In order to bridge the differences during negotiations, Jenny initially focused on the similarities between the two parties. "We are both family businesses, which immediately created a bond. We decided to invite Apollo to Switzerland to get to know our company even better and gain more insight into how we could complement each other," explains the managing director. "We are the world leader in high-tech products, Apollo in low-tech, low-cost versions. So together we could deliver a good quality product at a mid-price. By building up trust and proving that we really saw them as an equal partner, we were able to convince them of the benefits that the joint venture with us would bring them. Without compromising on our own terms."

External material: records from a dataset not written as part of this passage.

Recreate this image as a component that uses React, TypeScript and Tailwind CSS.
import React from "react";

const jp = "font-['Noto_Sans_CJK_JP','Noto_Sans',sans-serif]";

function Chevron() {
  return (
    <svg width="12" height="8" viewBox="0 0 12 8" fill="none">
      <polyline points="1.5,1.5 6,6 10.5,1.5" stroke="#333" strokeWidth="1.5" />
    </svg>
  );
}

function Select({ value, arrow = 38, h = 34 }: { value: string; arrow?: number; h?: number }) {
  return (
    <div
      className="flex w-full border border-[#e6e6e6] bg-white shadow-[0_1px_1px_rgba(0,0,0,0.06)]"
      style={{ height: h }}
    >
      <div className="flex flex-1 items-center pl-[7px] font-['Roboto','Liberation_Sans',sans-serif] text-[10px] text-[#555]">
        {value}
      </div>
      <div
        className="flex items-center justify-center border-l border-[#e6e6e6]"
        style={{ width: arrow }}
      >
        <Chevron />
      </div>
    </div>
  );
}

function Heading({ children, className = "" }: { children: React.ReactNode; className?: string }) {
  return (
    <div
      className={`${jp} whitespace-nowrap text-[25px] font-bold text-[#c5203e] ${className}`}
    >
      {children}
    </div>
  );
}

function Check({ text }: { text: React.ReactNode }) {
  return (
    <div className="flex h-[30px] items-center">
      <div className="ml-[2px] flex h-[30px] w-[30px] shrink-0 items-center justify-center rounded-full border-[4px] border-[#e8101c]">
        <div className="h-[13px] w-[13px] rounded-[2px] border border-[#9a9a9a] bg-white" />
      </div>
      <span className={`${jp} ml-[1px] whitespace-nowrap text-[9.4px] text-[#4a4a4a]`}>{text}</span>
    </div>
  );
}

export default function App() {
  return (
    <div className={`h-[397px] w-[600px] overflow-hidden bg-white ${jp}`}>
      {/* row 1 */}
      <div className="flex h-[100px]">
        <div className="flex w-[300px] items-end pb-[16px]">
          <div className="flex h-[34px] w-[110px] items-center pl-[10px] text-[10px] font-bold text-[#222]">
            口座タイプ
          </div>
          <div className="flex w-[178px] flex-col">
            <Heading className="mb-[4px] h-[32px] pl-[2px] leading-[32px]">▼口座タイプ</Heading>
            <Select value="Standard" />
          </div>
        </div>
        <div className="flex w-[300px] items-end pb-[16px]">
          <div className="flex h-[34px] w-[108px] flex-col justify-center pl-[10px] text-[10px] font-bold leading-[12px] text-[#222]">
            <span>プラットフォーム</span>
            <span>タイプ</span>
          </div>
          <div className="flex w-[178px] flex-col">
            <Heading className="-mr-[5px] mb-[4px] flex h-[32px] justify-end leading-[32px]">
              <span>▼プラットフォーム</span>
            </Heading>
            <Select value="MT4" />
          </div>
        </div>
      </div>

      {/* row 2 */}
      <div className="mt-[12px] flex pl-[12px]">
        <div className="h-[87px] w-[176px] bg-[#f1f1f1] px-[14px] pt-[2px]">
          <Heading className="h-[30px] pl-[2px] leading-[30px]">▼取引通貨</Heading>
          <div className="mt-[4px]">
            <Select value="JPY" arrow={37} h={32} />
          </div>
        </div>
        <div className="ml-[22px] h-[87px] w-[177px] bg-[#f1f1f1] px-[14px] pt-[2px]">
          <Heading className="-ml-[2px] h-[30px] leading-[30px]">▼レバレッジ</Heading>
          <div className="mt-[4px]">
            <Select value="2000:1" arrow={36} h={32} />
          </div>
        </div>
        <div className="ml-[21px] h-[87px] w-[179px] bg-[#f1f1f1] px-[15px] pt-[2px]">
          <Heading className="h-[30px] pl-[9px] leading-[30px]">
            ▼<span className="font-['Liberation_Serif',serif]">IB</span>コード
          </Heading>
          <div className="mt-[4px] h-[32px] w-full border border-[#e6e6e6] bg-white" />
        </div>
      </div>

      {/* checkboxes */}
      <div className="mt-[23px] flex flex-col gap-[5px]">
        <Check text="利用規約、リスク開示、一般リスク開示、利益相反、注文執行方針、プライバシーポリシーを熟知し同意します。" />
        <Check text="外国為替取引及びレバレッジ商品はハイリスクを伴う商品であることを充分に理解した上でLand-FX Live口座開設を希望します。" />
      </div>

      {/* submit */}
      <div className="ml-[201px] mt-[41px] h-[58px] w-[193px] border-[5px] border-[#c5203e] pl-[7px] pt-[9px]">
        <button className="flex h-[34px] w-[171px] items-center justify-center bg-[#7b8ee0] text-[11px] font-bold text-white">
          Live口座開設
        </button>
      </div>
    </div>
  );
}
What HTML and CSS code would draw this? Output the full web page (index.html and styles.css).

According to Jenny, a successful joint venture rests on a number of basic principles. "You have to be able to trust each other completely and treat each other as equal partners, even in our case where we owned 70 per cent of the company. All decisions within the joint venture were always made by mutual agreement. From the very beginning, we also had it agreed what would happen if one of us wanted to leave the joint venture. A joint venture should always be equally beneficial to both parties. That is why it is so important to think not only about what a happy marriage will look like, but also about a friendly divorce if one of the two wants to go on alone."

Ending the joint venture 

After eight years of running a successful joint venture together, Ammann and Apollo decided to call it a day last year. "We have learned a lot from each other over the years and have always worked well together without any disagreements. But Apollo was ready to stand on her own two feet again," says Jenny. "The 70-30 ratio meant they were more like investors than the entrepreneurs behind the business and something was starting to itch again - they wanted to get back to work." Apollo sold the remaining 30 per cent for almost 27 million to Ammann. "Not only did they get a very good deal with this sale, but they also benefited from the boom that the company has experienced in recent years. Together, we have not only increased the value of the company enormously, but also tripled its turnover. The joint venture has always been a success for both parties, despite the separation. We are therefore parting as friends and will continue to have a good relationship."

Jenny therefore recommends an Indian partner to every European company that wants to start up in India. "You can only be successful in India if you understand the wishes of the customer and if you adapt your product and price to these wishes. To do that, you have to manufacture in India, the product has to breathe India. If you are confident that you can do that on your own, then go for the adventure. In our case, we knew our products didn't fit the market, but we needed the local knowledge to understand how to improve that. If you go it alone, you have to be in it for the long haul and expect it to be a process of trial and error. We wanted a quick market entry without too many setbacks and we couldn't have done it without our great partner. So do your research and strategise accordingly, but be aware that local help makes a lot easier in India."

Opportunities in infrastructure and construction

Ammann is looking forward to the future in India. "Construction and infrastructure are two sectors that will grow significantly in India in the coming years. Indeed, more infrastructure is needed in the country if it is to maintain the same high economic growth rate in the long term," says the Ammann foreman. "But even though these sectors will offer interesting opportunities, it is important that foreign companies realise that India is not a quick fix. I have seen many international companies come and go, hoping to get a slice of the investment in the road network. But if your product doesn't fit India's needs and Indians don't trust you, you have a choice: either invest for the long term or pack up."